#### [Exercise task]
From the listing below, pull out all lines with "this" in them.
------ Recorded data
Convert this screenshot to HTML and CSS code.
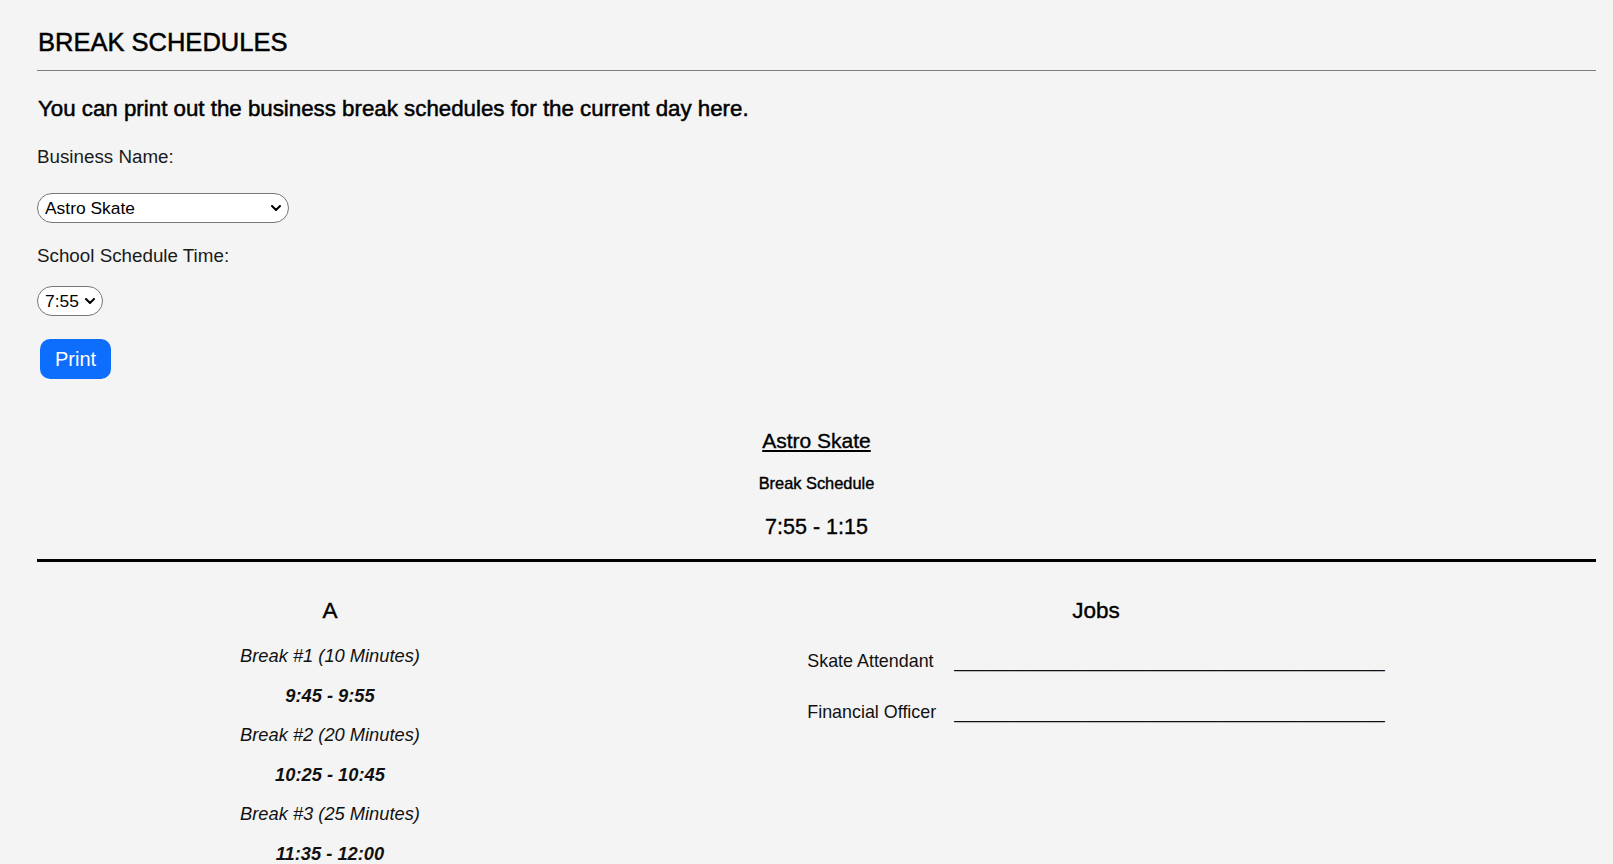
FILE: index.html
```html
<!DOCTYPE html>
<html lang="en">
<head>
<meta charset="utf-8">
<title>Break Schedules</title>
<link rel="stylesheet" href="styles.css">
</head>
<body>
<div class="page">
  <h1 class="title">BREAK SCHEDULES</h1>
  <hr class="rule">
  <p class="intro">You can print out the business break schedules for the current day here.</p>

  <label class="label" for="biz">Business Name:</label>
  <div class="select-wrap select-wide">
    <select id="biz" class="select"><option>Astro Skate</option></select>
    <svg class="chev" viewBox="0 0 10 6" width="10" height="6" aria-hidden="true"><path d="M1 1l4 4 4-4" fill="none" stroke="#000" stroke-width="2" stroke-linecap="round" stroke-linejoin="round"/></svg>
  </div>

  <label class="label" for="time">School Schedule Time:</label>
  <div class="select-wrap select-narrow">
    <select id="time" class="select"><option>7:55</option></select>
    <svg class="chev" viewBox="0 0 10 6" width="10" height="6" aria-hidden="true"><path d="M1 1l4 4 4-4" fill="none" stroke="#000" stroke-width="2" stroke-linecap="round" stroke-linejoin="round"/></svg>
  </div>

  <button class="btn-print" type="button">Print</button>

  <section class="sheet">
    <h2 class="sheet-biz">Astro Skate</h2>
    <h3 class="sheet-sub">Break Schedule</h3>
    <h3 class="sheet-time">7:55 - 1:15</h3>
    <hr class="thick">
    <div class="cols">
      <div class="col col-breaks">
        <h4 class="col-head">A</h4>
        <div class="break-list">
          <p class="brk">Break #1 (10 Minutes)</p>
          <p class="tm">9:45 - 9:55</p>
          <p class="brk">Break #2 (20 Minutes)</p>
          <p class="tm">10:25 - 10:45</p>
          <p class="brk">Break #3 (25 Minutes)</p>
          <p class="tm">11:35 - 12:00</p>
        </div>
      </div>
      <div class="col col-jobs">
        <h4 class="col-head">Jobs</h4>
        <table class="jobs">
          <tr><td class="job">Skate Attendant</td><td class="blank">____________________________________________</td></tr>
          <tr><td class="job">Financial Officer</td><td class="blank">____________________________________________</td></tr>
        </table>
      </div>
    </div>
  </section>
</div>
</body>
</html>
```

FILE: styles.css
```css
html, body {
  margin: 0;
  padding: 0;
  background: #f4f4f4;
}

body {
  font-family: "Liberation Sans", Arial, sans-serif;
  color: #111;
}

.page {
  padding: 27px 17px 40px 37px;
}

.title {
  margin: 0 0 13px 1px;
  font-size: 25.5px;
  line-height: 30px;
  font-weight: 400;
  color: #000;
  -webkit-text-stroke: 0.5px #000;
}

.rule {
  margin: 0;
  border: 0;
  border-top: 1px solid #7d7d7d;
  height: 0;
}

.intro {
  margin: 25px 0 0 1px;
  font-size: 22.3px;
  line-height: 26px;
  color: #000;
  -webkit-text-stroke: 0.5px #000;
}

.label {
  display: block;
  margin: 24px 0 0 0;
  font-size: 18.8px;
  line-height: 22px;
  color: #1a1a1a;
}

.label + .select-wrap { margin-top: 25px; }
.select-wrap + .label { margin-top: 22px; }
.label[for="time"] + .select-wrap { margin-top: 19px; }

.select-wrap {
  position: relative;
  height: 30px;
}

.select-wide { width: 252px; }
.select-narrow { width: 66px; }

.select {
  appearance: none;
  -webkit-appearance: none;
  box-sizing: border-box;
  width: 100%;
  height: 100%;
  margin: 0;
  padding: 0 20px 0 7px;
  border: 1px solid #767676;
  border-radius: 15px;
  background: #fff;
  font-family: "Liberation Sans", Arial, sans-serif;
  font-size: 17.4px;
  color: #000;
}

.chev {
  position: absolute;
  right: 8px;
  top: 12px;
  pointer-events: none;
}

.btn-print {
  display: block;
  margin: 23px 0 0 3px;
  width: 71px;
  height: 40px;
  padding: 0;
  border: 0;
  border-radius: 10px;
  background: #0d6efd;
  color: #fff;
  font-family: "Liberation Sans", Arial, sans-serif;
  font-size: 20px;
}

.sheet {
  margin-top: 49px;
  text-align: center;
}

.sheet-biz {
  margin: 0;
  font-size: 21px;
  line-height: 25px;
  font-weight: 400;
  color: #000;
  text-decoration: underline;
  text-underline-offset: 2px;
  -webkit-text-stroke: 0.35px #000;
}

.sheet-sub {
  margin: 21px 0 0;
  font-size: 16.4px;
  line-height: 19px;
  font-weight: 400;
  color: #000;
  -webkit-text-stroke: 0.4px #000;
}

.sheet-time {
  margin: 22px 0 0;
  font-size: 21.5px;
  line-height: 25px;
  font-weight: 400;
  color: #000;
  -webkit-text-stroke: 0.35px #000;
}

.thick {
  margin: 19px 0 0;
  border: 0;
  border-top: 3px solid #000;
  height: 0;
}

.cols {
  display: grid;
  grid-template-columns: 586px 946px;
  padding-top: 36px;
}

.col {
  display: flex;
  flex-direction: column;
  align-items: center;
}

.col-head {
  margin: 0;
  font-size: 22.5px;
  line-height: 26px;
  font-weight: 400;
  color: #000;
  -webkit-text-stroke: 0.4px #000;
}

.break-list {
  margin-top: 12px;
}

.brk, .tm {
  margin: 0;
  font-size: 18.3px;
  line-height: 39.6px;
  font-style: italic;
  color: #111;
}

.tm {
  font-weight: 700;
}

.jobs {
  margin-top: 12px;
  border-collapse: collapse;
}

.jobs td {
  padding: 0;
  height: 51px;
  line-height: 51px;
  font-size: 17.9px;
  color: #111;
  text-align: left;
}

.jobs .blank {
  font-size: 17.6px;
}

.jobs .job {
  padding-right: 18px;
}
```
------------
------ Recorded data
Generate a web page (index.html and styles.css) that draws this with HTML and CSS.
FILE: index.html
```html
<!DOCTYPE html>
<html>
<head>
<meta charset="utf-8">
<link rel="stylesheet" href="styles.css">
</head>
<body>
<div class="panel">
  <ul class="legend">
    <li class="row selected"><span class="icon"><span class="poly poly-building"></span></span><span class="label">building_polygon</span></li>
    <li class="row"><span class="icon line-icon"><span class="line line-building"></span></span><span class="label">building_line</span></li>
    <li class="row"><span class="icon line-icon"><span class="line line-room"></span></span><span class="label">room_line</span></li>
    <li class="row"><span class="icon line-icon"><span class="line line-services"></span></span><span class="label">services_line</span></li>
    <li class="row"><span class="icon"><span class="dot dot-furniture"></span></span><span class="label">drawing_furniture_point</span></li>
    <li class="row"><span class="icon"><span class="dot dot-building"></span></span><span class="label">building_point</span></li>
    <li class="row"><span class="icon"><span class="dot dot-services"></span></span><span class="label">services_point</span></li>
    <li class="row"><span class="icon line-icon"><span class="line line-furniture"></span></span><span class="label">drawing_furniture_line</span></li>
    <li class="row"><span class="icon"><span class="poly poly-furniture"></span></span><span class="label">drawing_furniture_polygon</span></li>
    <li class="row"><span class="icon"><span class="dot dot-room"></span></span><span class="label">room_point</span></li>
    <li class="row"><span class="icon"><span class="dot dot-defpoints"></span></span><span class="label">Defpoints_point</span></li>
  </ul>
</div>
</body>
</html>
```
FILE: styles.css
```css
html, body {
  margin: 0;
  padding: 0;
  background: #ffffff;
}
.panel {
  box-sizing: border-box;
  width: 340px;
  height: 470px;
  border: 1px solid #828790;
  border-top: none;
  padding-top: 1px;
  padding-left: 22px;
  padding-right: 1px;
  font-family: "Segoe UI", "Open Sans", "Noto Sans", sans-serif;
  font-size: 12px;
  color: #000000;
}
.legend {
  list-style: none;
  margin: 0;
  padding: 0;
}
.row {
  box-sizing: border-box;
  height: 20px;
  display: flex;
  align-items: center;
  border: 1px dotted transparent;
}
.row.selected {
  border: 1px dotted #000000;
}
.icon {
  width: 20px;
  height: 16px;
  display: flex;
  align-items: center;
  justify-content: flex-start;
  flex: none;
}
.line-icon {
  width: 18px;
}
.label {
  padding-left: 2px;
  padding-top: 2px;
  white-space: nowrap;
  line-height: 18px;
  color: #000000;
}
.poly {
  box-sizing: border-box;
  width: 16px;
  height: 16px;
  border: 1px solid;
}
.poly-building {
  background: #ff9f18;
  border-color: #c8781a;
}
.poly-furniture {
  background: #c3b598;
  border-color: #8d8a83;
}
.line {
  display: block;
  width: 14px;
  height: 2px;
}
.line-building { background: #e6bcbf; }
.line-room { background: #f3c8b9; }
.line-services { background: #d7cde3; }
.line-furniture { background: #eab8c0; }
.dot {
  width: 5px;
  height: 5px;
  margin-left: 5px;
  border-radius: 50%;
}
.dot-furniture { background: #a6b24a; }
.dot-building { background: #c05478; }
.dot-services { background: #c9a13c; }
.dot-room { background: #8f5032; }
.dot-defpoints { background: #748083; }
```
------------
#### [Solution below]
Convert this screenshot to HTML and CSS code.
Generate a web page (index.html and styles.css) that draws this with HTML and CSS.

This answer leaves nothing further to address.